GitHub is a popular platform for data analysts to showcase their projects.
(will be done soon)
Conclusion: Embarking on a Rewarding Journey in
Data Analysis
As we close the pages of this guide, it's essential to remember that the realm of data analysis is
dynamic, ever-evolving, and brimming with opportunities. The tools, techniques, and resources
we've explored together are merely stepping stones on a much larger journey—a journey
defined not just by algorithms and datasets, but by curiosity, passion, and the drive to uncover
insights that can change the world.
The world of data is vast and sometimes intimidating, but it's also a playground for the
inquisitive mind. Every dataset tells a story, every visualization paints a picture, and every
analysis solves a puzzle.
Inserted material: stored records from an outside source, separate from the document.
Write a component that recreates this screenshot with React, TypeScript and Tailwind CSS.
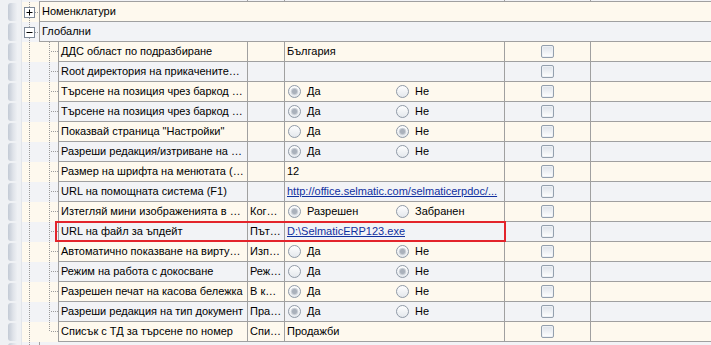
const CREAM = "bg-[#fef9ee]";
const GRAY = "bg-[#f2f3f6]";

type Radio = { a: string; b: string; checked: 0 | 1 };
type Row = {
  name: string;
  col2?: string;
  text?: string;
  link?: string;
  radio?: Radio;
  mark?: boolean;
};

const rows: Row[] = [
  { name: "ДДС област по подразбиране", text: "България" },
  { name: "Root директория на прикачените…" },
  { name: "Търсене на позиция чрез баркод …", radio: { a: "Да", b: "Не", checked: 0 } },
  { name: "Търсене на позиция чрез баркод …", radio: { a: "Да", b: "Не", checked: 0 } },
  { name: 'Показвай страница "Настройки"', radio: { a: "Да", b: "Не", checked: 1 } },
  { name: "Разреши редакция/изтриване на …", radio: { a: "Да", b: "Не", checked: 0 } },
  { name: "Размер на шрифта на менютата (…", text: "12" },
  { name: "URL на помощната система (F1)", link: "http://office.selmatic.com/selmaticerpdoc/..." },
  { name: "Изтегляй мини изображенията в …", col2: "Ког…", radio: { a: "Разрешен", b: "Забранен", checked: 0 } },
  { name: "URL на файл за ъпдейт", col2: "Път…", link: "D:\\SelmaticERP123.exe", mark: true },
  { name: "Автоматично показване на вирту…", col2: "Изп…", radio: { a: "Да", b: "Не", checked: 1 } },
  { name: "Режим на работа с докосване", col2: "Реж…", radio: { a: "Да", b: "Не", checked: 1 } },
  { name: "Разрешен печат на касова бележка", col2: "В к…", radio: { a: "Да", b: "Не", checked: 0 } },
  { name: "Разреши редакция на тип документ", col2: "Пра…", radio: { a: "Да", b: "Не", checked: 0 } },
  { name: "Списък с ТД за търсене по номер", col2: "Спи…", text: "Продажби" },
];

const Indicator = () => (
  <div className="w-[22px] shrink-0 bg-[#eff1f4] border-r border-[#e2e5ea] flex items-center">
    <div className="ml-[8px] w-[10px] h-[18px] rounded-[3px] bg-gradient-to-r from-[#c3cad5] via-[#dfe3e9] to-[#f1f3f6]" />
  </div>
);

const dot = { stroke: "#9a9a9a", strokeDasharray: "1 1", strokeWidth: 1 };

const CategoryTree = ({ open }: { open: boolean }) => (
  <svg width="17" height="20" className="shrink-0 block">
    <line x1="7.5" y1="0" x2="7.5" y2="20" {...dot} />
    <line x1="13" y1="10.5" x2="17" y2="10.5" {...dot} />
    <rect x="2.5" y="5.5" width="10" height="10" fill="#fff" stroke="#7f8a99" />
    <line x1="4.5" y1="10.5" x2="10.5" y2="10.5" stroke="#000" />
    {!open && <line x1="7.5" y1="7.5" x2="7.5" y2="13.5" stroke="#000" />}
  </svg>
);

const ChildTree = ({ last }: { last: boolean }) => (
  <svg width="36" height="20" className="shrink-0 block">
    <line x1="7.5" y1="0" x2="7.5" y2="20" {...dot} />
    <line x1="27.5" y1="0" x2="27.5" y2={last ? 10 : 20} {...dot} />
    <line x1="29" y1="9.5" x2="36" y2="9.5" {...dot} />
  </svg>
);

const RadioDot = ({ on }: { on: boolean }) => (
  <svg width="13" height="13" className="shrink-0">
    <defs>
      <linearGradient id="rg" x1="0" y1="0" x2="0" y2="1">
        <stop offset="0" stopColor="#ffffff" />
        <stop offset="1" stopColor="#e3e7ec" />
      </linearGradient>
    </defs>
    <circle cx="6.5" cy="6.5" r="6" fill="url(#rg)" stroke="#8f99a6" />
    {on && <circle cx="6.5" cy="6.5" r="3.2" fill="#aab1bb" stroke="#cfd4db" />}
  </svg>
);

const Check = () => (
  <div className="w-[13px] h-[13px] rounded-[2px] border border-[#94a0ae] bg-gradient-to-b from-[#dde2e9] to-white shadow-[inset_0_0_0_1px_#eef1f5]" />
);

const cell = "border-l border-[#a0a0a0] shrink-0 h-full flex items-center";

export default function App() {
  return (
    <div className="w-[711px] h-[345px] overflow-hidden bg-[#f2f3f6] text-[11px] text-black font-['Liberation_Sans',Arial,sans-serif] leading-[19px]">
      {/* tail of the row above */}
      <div className="flex h-[2px]">
        <div className="w-[22px] shrink-0 bg-[#eff1f4] border-r border-[#e2e5ea]" />
        <div className={`w-[17px] shrink-0 ${GRAY}`} />
        <div className={`flex flex-1 border-b border-[#a0a0a0] ${GRAY}`}>
          <div className={`${cell} w-[208px] border-l-0`} />
          <div className={`${cell} w-[37px]`} />
          <div className={`${cell} w-[220px]`} />
          <div className={`${cell} w-[86px]`} />
          <div className={`${cell} flex-1`} />
        </div>
      </div>

      {[
        { label: "Номенклатури", open: false, bg: CREAM },
        { label: "Глобални", open: true, bg: GRAY },
      ].map((c) => (
        <div key={c.label} className="flex h-[20px]">
          <Indicator />
          <div className={c.bg}>
            <CategoryTree open={c.open} />
          </div>
          <div className={`flex-1 border-l border-b border-[#a0a0a0] pl-[2px] ${c.bg}`}>{c.label}</div>
        </div>
      ))}

      {rows.map((r, i) => {
        const bg = i % 2 === 0 ? CREAM : GRAY;
        return (
          <div key={i} className="relative flex h-[20px]">
            <Indicator />
            <div className={bg}>
              <ChildTree last={i === rows.length - 1} />
            </div>
            <div className={`flex flex-1 border-b border-[#a0a0a0] ${bg}`}>
              <div className={`${cell} w-[189px] pl-[2px] overflow-hidden whitespace-nowrap`}>{r.name}</div>
              <div className={`${cell} w-[37px] pl-[2px] overflow-hidden whitespace-nowrap`}>{r.col2}</div>
              <div className={`${cell} w-[220px] overflow-hidden whitespace-nowrap`}>
                {r.text && <span className="pl-[2px]">{r.text}</span>}
                {r.link && <span className="pl-[2px] text-[#10309f] underline">{r.link}</span>}
                {r.radio && (
                  <>
                    <div className="w-[108px] pl-[3px] flex items-center gap-[6px]">
                      <RadioDot on={r.radio.checked === 0} />
                      <span>{r.radio.a}</span>
                    </div>
                    <div className="pl-[3px] flex items-center gap-[6px]">
                      <RadioDot on={r.radio.checked === 1} />
                      <span>{r.radio.b}</span>
                    </div>
                  </>
                )}
              </div>
              <div className={`${cell} w-[86px] justify-center`}>
                <Check />
              </div>
              <div className={`${cell} flex-1`} />
            </div>
            {r.mark && (
              <div className="absolute left-[55px] top-[-1px] w-[451px] h-[21px] border-2 border-[#e3242b] pointer-events-none" />
            )}
          </div>
        );
      })}

      {/* head of the next group */}
      <div className="flex h-[20px]">
        <Indicator />
        <div className={GRAY}>
          <svg width="17" height="20" className="block">
            <line x1="7.5" y1="0" x2="7.5" y2="20" {...dot} />
          </svg>
        </div>
        <div className={`flex-1 border-l border-[#a0a0a0] ${GRAY}`} />
      </div>
    </div>
  );
}
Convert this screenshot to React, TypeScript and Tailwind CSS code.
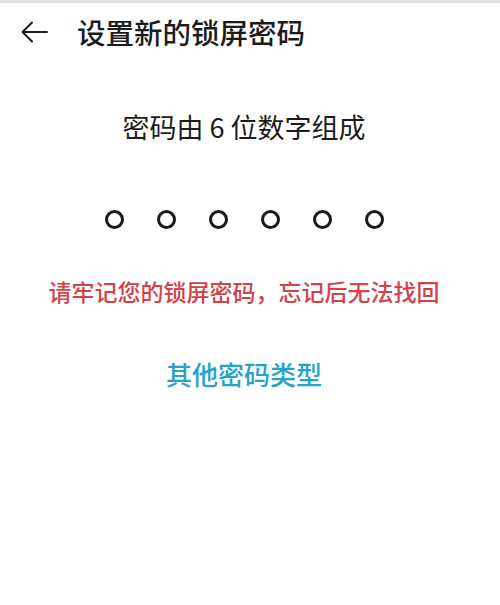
import React from 'react';

const font = { fontFamily: '"Noto Sans CJK SC", "Noto Sans", sans-serif' };

const BackArrow: React.FC = () => (
  <svg width="27" height="22" viewBox="0 0 27 22" fill="none" stroke="#1c1c1c" strokeWidth="2" strokeLinecap="round" strokeLinejoin="round">
    <path d="M26 11H2" />
    <path d="M11 1.5L1.5 11L11 20.5" />
  </svg>
);

const App: React.FC = () => {
  const dots = [0, 1, 2, 3, 4, 5];

  return (
    <div className="w-[500px] h-[605px] bg-white overflow-hidden" style={font}>
      <div className="h-[3px] bg-[#e4e4e4]" />

      {/* Header */}
      <div className="h-[58px] flex items-center pl-[21px]">
        <BackArrow />
        <h1 className="ml-[29px] text-[28.5px] leading-none text-[#1c1c1c] font-medium">设置新的锁屏密码</h1>
      </div>

      <div className="w-[488px] flex flex-col items-center">
        <div className="mt-[45px] h-[40px] flex items-center text-[27px] leading-none text-[#1c1c1c]">
          密码由 6 位数字组成
        </div>

        {/* PIN dots */}
        <div className="mt-[53px] h-[40px] w-full flex items-center pl-[105px] gap-[33px]">
          {dots.map(i => (
            <div key={i} className="w-[19px] h-[19px] rounded-full border-[3px] border-[#1a1a1a]" />
          ))}
        </div>

        <div className="mt-[32px] h-[40px] flex items-center text-[23px] leading-none text-[#d3424a] font-medium">
          请牢记您的锁屏密码，忘记后无法找回
        </div>

        <button className="mt-[43px] h-[40px] flex items-center text-[26px] leading-none text-[#26a3c6] font-medium">
          其他密码类型
        </button>
      </div>
    </div>
  );
};

export default App;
The beauty of this field lies not just in the numbers and codes but in
the narratives they weave and the impact they create.
Yet, as with any journey, there will be challenges. There will be moments of doubt, days of
frustration, and times when the data just doesn't seem to make sense. In these moments, lean
on the community, revisit your foundational learning, and remember why you started. Data
analysis is as much a test of perseverance as it is of skill.
If you got this far. Congrats :) I wish you the best of luck!